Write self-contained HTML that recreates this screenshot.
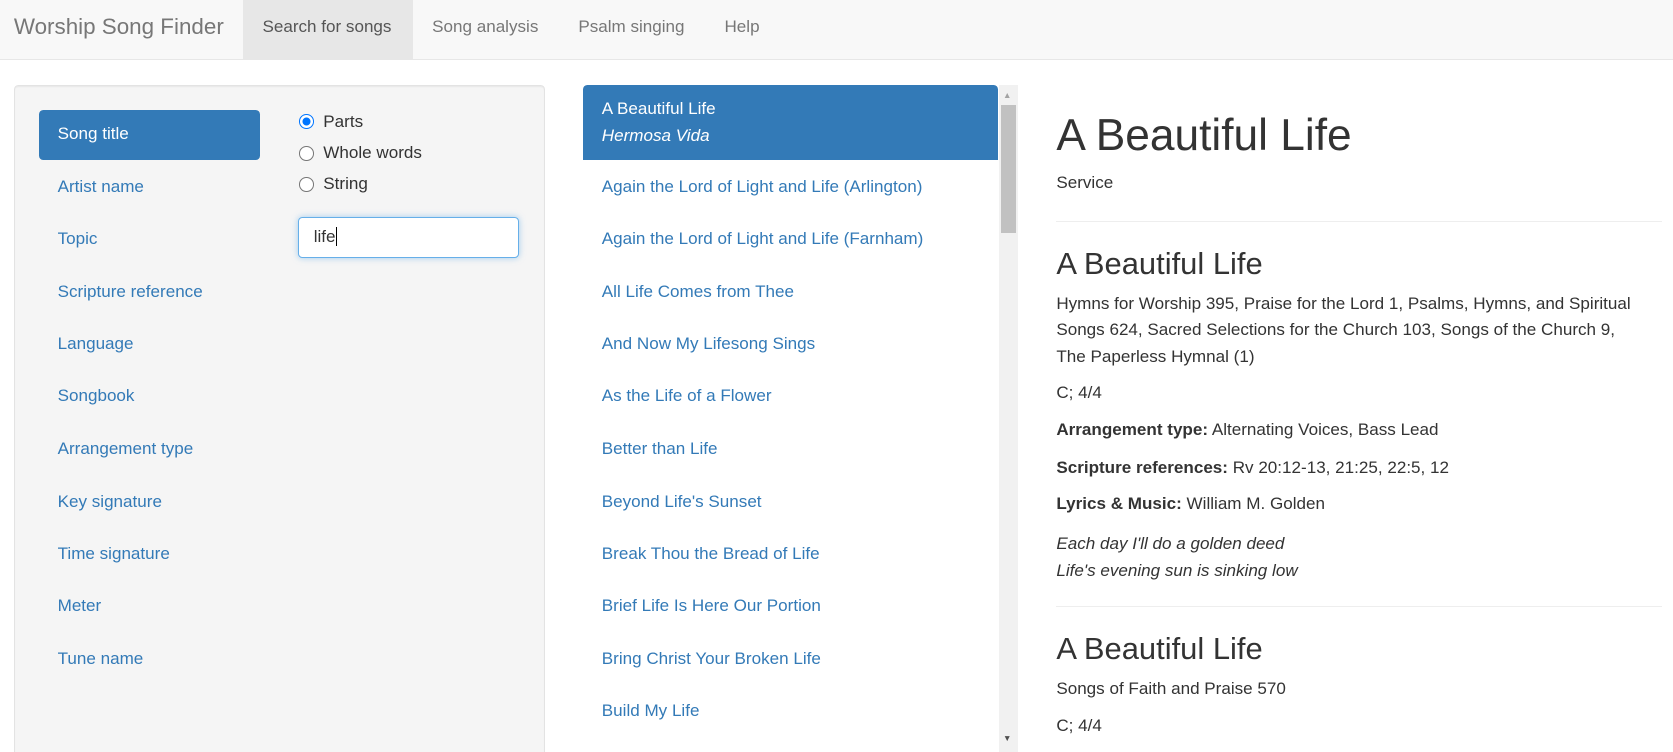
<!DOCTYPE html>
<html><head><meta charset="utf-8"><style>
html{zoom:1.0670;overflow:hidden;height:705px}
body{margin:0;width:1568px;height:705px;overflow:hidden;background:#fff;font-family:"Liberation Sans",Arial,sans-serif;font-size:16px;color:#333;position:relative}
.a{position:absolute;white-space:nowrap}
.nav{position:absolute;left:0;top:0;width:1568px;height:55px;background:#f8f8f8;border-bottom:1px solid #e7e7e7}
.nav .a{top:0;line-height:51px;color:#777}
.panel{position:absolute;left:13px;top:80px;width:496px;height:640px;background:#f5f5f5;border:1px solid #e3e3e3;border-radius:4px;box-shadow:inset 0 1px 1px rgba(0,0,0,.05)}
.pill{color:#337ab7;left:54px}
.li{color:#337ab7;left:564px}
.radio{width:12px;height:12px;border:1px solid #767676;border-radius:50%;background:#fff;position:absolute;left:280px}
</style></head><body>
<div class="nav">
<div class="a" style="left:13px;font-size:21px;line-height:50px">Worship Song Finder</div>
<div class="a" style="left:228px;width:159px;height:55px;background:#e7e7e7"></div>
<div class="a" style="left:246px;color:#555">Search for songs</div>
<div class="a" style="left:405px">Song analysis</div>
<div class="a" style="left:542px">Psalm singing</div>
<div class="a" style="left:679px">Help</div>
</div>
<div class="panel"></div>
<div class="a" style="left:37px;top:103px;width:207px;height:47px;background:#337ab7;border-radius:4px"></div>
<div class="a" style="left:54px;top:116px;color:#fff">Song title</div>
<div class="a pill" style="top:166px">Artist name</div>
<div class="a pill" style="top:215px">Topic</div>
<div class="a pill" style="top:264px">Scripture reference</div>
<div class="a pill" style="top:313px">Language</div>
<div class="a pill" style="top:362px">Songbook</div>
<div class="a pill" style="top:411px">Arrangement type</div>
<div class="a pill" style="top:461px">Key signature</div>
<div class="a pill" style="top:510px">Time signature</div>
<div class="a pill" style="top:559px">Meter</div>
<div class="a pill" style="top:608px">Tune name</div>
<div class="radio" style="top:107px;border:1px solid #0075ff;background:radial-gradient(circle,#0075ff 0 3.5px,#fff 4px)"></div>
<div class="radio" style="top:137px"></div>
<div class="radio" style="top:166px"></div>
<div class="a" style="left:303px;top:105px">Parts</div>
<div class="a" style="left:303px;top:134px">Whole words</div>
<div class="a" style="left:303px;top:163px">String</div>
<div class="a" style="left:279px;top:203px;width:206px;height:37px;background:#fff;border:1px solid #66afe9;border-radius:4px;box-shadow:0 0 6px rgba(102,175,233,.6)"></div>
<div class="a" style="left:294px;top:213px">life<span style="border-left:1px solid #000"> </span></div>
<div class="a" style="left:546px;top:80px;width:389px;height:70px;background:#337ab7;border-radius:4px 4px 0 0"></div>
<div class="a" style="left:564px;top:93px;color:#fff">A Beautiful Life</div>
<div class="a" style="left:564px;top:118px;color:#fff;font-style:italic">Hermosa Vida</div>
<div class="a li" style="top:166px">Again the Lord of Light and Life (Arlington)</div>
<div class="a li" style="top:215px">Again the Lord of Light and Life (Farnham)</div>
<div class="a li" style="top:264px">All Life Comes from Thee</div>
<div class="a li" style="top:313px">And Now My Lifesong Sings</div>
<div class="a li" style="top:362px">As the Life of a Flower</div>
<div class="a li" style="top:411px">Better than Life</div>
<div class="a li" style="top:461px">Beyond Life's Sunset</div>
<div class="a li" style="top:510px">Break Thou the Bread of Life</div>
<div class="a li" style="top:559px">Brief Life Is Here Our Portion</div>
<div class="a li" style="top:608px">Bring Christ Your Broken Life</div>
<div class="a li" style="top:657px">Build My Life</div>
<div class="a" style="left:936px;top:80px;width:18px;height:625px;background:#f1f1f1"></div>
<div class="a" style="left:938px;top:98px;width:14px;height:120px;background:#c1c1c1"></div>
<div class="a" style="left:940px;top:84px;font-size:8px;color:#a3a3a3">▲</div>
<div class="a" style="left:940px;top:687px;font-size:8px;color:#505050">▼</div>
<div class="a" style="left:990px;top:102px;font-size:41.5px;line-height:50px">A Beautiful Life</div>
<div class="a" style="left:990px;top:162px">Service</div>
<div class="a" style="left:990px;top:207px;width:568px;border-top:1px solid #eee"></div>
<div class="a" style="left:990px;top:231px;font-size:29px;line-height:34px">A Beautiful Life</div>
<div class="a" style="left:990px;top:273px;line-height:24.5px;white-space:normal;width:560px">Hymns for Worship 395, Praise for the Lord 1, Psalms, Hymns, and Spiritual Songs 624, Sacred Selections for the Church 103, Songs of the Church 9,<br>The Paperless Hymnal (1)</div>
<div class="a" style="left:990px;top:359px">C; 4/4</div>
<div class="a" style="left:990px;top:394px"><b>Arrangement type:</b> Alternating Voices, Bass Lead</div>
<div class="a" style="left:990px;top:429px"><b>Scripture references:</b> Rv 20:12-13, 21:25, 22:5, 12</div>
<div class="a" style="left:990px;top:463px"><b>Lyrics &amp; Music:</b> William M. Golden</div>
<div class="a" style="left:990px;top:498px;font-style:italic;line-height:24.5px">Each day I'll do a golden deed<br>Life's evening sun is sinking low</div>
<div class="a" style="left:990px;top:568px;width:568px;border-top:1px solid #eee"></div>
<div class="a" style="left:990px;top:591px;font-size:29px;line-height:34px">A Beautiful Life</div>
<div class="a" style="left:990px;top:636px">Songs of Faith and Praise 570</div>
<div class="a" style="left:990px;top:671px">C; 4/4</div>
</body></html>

---

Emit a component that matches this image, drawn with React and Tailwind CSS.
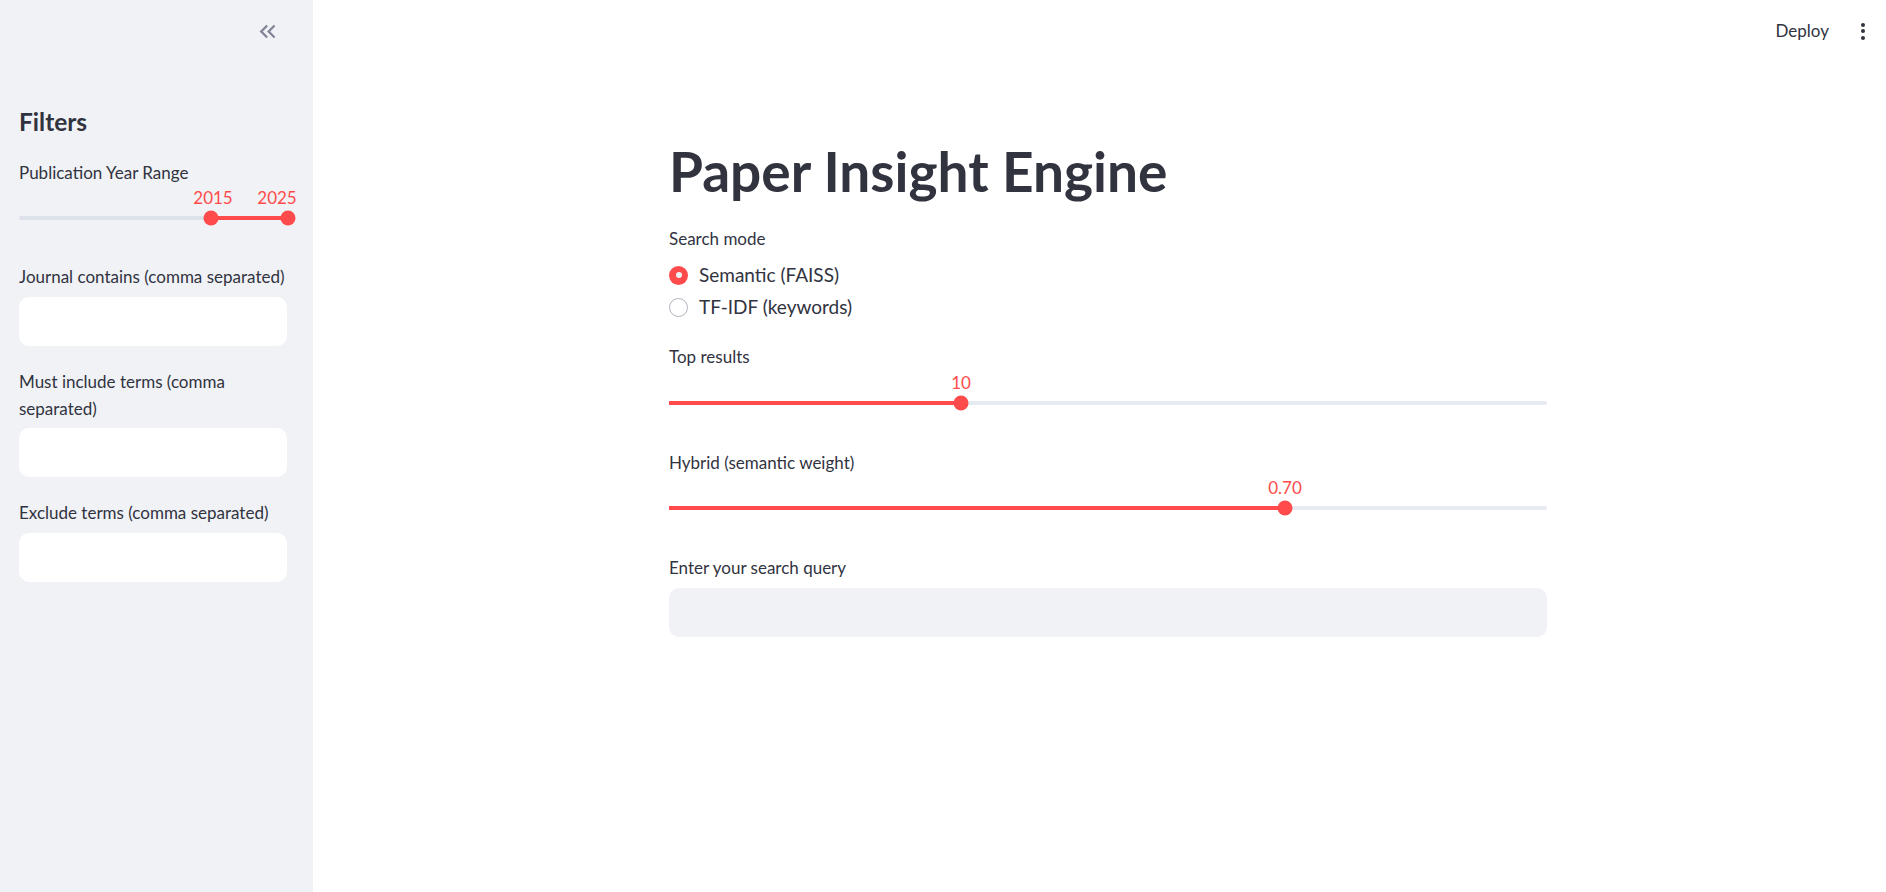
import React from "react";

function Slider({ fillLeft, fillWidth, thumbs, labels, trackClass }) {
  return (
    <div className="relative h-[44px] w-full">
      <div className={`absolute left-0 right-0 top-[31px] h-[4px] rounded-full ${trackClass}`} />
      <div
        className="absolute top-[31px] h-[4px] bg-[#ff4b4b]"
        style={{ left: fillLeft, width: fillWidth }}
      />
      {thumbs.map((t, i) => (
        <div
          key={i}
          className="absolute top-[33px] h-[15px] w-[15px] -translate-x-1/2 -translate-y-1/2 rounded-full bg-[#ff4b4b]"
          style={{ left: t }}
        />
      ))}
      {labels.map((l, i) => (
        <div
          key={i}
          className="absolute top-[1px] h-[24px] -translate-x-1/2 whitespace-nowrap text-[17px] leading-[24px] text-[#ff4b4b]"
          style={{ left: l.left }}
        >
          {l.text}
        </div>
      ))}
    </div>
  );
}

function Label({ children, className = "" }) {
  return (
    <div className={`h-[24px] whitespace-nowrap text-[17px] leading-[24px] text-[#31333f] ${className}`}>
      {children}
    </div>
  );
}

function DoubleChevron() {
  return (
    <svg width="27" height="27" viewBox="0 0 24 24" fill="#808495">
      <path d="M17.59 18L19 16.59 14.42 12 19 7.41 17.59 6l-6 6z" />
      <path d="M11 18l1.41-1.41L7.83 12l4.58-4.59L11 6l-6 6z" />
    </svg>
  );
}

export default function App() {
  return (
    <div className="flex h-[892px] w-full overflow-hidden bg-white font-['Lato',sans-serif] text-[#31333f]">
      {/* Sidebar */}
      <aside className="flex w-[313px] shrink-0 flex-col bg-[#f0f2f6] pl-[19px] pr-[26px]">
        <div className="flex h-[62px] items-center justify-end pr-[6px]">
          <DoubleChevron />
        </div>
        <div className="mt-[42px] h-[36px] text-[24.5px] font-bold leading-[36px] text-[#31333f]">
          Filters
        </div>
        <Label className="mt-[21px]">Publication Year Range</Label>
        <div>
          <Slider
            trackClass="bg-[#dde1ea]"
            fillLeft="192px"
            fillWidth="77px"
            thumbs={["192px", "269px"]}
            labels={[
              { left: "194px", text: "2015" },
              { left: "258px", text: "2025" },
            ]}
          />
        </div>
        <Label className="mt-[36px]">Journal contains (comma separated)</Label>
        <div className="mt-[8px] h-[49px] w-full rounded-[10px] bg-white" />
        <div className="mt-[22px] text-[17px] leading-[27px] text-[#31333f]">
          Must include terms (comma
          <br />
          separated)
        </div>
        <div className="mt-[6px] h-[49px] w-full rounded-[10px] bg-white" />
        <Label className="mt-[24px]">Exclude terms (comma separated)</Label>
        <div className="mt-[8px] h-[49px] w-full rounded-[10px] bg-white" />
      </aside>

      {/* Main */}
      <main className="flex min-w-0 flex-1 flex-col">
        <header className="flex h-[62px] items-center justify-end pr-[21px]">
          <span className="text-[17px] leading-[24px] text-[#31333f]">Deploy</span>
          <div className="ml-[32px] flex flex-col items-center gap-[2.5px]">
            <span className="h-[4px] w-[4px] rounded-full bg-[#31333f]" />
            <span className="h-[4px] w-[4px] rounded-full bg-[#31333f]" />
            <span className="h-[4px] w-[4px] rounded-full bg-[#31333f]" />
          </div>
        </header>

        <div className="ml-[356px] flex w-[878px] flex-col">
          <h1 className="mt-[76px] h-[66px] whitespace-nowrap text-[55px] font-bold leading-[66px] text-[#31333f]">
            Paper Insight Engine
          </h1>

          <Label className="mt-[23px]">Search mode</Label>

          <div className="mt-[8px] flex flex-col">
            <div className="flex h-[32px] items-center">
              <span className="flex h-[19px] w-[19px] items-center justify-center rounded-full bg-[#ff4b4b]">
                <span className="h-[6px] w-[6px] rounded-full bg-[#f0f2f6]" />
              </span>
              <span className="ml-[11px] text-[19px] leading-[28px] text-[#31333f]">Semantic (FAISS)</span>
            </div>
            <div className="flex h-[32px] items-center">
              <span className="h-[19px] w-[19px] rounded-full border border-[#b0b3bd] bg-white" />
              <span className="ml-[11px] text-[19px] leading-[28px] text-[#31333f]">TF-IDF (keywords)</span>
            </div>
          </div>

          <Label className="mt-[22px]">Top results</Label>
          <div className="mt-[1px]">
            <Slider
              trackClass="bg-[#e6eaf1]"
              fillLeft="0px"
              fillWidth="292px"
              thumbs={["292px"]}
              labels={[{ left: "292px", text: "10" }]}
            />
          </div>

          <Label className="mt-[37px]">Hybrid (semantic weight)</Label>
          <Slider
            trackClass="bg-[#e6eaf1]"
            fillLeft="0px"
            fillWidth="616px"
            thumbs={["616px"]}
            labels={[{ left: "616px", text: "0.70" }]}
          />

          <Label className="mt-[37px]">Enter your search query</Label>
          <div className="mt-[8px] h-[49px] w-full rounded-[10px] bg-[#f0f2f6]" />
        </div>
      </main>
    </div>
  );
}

Goal -
Scan the listing above. Collect all lines with the word "this".

Final answer -
Write self-contained HTML that recreates this screenshot.
Emit a component that matches this image, drawn with React and Tailwind CSS.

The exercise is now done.